- ENTRIES PROVIDED:
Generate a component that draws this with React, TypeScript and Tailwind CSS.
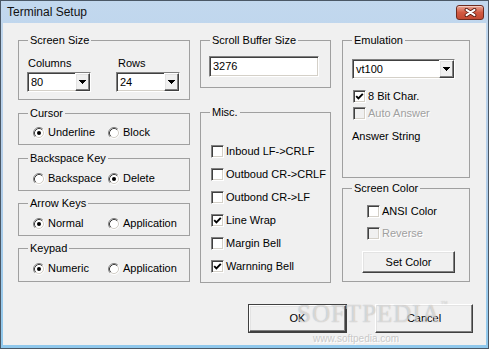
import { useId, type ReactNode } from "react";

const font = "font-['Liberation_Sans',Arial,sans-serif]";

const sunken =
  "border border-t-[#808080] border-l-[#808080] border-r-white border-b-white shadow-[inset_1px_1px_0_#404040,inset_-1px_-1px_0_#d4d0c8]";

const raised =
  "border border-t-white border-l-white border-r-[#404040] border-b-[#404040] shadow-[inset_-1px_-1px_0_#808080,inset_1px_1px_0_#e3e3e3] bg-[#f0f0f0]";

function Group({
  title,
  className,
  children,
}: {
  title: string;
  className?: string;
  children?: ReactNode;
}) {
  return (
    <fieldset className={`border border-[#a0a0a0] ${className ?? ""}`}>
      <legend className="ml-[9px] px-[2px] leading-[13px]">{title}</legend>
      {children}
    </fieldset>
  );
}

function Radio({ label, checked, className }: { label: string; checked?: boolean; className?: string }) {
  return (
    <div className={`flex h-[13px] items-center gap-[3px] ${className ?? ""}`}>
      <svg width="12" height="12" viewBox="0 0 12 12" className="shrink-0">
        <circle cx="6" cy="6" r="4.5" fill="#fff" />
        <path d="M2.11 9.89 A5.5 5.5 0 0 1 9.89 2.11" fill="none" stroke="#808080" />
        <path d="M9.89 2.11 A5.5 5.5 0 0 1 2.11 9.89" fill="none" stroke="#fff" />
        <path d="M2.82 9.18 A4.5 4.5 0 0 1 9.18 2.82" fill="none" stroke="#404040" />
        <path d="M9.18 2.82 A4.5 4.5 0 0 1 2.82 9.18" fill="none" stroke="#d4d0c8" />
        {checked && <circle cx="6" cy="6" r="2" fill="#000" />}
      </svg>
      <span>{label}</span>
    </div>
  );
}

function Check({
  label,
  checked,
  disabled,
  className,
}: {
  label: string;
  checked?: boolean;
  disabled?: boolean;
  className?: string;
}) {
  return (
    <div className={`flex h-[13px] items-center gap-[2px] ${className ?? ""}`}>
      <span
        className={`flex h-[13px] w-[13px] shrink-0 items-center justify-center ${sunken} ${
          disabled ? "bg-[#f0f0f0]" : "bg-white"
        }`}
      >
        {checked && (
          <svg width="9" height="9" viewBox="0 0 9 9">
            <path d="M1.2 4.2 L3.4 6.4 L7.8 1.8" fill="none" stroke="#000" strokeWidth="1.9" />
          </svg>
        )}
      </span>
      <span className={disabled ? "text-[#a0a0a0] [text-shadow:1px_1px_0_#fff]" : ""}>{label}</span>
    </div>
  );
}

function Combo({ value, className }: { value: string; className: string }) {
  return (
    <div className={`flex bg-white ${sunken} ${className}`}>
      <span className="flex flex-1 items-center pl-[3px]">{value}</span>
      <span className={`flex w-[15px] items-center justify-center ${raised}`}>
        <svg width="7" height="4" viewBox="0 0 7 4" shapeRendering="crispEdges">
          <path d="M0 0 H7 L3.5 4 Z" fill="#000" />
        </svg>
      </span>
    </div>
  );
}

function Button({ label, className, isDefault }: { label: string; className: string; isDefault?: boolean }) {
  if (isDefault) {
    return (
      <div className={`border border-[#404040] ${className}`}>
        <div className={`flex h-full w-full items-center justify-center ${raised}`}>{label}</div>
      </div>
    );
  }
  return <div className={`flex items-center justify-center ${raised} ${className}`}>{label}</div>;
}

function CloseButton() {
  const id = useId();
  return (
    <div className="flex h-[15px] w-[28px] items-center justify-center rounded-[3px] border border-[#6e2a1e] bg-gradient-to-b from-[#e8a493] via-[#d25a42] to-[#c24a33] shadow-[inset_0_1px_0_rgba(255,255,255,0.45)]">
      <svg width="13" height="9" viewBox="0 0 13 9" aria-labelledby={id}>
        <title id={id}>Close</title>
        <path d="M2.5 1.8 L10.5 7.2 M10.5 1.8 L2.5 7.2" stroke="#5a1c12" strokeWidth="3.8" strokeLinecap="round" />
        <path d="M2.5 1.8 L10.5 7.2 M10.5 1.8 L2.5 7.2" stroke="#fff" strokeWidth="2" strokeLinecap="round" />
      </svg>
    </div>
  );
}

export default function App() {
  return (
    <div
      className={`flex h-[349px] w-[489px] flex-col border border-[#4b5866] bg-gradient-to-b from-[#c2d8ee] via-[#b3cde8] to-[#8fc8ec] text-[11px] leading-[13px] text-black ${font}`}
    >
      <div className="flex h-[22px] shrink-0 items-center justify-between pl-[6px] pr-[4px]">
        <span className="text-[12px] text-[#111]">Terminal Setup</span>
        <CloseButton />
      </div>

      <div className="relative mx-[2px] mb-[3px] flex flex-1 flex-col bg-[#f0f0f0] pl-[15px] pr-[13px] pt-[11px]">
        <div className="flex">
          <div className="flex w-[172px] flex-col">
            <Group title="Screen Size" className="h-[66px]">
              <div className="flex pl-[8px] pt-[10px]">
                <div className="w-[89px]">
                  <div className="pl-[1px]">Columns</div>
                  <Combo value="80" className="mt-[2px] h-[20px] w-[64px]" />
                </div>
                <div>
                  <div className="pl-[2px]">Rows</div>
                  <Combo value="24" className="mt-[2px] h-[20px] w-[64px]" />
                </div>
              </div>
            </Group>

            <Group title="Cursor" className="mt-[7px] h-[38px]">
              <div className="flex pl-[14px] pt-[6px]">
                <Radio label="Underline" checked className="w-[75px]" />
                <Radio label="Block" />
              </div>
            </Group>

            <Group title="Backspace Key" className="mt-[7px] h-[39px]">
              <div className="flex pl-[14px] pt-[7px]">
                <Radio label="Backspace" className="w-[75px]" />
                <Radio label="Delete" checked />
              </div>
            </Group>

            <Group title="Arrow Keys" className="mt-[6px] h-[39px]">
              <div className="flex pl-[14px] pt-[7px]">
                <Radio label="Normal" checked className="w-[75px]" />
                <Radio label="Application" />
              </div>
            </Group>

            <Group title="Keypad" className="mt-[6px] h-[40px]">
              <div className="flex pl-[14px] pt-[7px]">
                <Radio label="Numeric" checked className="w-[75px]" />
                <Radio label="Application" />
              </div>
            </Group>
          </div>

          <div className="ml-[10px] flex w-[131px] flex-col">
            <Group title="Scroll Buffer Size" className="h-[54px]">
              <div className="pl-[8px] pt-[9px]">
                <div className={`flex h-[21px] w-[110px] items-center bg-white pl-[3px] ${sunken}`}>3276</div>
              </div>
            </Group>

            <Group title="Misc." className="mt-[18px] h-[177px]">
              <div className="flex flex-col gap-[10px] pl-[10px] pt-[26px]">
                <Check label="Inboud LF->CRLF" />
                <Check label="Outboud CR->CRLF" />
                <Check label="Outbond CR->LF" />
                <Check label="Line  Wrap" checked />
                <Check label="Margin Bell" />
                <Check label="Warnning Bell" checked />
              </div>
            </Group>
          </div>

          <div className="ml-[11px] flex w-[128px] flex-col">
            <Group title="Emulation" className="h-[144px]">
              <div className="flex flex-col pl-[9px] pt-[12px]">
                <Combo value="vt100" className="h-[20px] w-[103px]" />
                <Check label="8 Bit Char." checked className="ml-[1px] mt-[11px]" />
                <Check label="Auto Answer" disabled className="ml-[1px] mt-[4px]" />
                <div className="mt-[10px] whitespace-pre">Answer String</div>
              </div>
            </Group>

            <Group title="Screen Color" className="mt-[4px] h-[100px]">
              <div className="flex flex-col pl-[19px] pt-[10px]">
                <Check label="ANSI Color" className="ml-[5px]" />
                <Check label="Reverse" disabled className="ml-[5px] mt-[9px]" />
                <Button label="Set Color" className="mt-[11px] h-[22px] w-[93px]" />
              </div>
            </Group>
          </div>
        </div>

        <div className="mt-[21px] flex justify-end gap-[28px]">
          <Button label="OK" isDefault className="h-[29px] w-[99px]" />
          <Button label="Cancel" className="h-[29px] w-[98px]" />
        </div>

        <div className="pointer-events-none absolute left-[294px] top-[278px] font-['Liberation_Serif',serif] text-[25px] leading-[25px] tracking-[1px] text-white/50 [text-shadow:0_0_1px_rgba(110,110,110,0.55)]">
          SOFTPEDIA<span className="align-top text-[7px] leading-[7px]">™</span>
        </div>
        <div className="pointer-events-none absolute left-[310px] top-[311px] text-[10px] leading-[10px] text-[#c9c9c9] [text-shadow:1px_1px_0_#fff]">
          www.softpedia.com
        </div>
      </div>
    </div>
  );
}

---

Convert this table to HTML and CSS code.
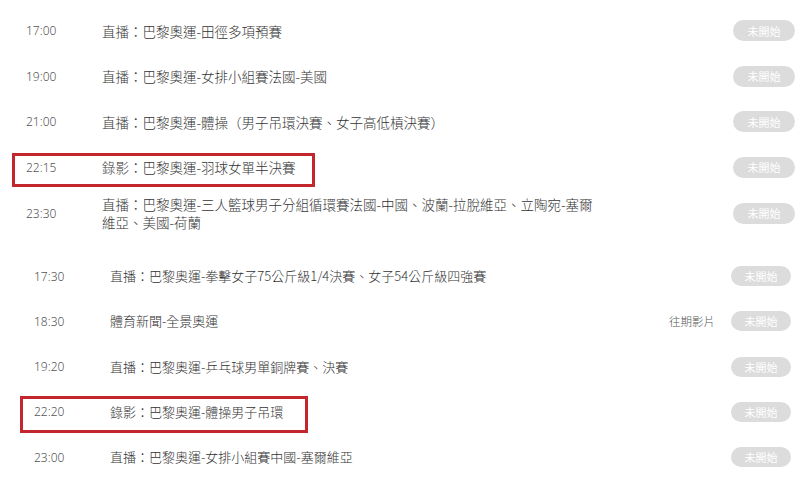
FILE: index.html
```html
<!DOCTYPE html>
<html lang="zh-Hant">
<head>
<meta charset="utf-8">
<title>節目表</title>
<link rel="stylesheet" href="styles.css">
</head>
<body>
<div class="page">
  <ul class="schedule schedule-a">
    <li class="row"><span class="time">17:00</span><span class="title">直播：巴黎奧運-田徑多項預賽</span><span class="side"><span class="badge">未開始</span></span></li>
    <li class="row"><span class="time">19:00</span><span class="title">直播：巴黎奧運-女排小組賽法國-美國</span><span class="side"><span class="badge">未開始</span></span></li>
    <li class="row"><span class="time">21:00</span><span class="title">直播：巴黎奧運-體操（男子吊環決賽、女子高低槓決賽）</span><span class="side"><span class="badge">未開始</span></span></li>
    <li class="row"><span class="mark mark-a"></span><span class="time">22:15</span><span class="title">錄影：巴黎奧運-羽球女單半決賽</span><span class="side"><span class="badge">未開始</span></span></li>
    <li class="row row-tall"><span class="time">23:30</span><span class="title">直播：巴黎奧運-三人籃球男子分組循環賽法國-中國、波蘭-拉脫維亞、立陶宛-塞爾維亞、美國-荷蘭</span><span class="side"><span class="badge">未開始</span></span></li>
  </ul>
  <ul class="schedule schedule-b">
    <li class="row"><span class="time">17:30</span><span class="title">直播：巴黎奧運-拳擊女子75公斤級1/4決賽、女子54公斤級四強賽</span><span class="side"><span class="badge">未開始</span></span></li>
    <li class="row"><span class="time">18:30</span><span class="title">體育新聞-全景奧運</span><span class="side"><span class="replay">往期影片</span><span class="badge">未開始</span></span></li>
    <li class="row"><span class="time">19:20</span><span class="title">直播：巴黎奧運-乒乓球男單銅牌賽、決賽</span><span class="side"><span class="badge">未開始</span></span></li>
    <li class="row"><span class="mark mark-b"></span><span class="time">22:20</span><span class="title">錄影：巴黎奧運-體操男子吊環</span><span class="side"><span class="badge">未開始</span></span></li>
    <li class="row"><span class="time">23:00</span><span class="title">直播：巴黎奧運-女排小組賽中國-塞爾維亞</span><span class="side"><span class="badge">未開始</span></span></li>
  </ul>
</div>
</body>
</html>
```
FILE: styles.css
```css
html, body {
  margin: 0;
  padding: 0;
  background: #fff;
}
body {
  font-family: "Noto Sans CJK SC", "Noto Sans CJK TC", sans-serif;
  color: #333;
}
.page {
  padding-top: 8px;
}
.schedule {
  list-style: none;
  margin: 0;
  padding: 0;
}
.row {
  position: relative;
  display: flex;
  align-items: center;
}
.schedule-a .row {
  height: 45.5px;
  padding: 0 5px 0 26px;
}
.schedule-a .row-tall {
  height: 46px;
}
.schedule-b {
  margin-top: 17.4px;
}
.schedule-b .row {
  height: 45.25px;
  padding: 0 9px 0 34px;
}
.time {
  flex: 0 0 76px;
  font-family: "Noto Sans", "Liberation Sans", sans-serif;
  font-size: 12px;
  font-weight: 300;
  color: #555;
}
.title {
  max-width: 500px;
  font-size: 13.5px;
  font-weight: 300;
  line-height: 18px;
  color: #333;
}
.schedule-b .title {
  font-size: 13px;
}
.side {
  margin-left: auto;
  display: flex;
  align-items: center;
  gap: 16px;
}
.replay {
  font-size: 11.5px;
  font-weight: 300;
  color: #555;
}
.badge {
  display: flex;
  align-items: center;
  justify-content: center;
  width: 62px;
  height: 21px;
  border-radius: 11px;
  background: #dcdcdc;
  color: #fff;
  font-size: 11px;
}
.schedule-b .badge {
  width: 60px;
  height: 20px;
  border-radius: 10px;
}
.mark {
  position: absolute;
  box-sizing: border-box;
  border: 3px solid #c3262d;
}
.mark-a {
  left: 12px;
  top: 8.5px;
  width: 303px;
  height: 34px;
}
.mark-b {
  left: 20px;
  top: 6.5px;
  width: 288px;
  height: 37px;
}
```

- YOUR OBJECTIVE: Keep to the stretch from the line containing "Generate a component" through the line containing "border-t-white border-l-white border-r-[#404040]", both ends included, and copy it exactly from the listing above, minus the pictures.

- TASK ANSWER:
Generate a component that draws this with React, TypeScript and Tailwind CSS.
import { useId, type ReactNode } from "react";

const font = "font-['Liberation_Sans',Arial,sans-serif]";

const sunken =
  "border border-t-[#808080] border-l-[#808080] border-r-white border-b-white shadow-[inset_1px_1px_0_#404040,inset_-1px_-1px_0_#d4d0c8]";

const raised =
  "border border-t-white border-l-white border-r-[#404040] border-b-[#404040] shadow-[inset_-1px_-1px_0_#808080,inset_1px_1px_0_#e3e3e3] bg-[#f0f0f0]";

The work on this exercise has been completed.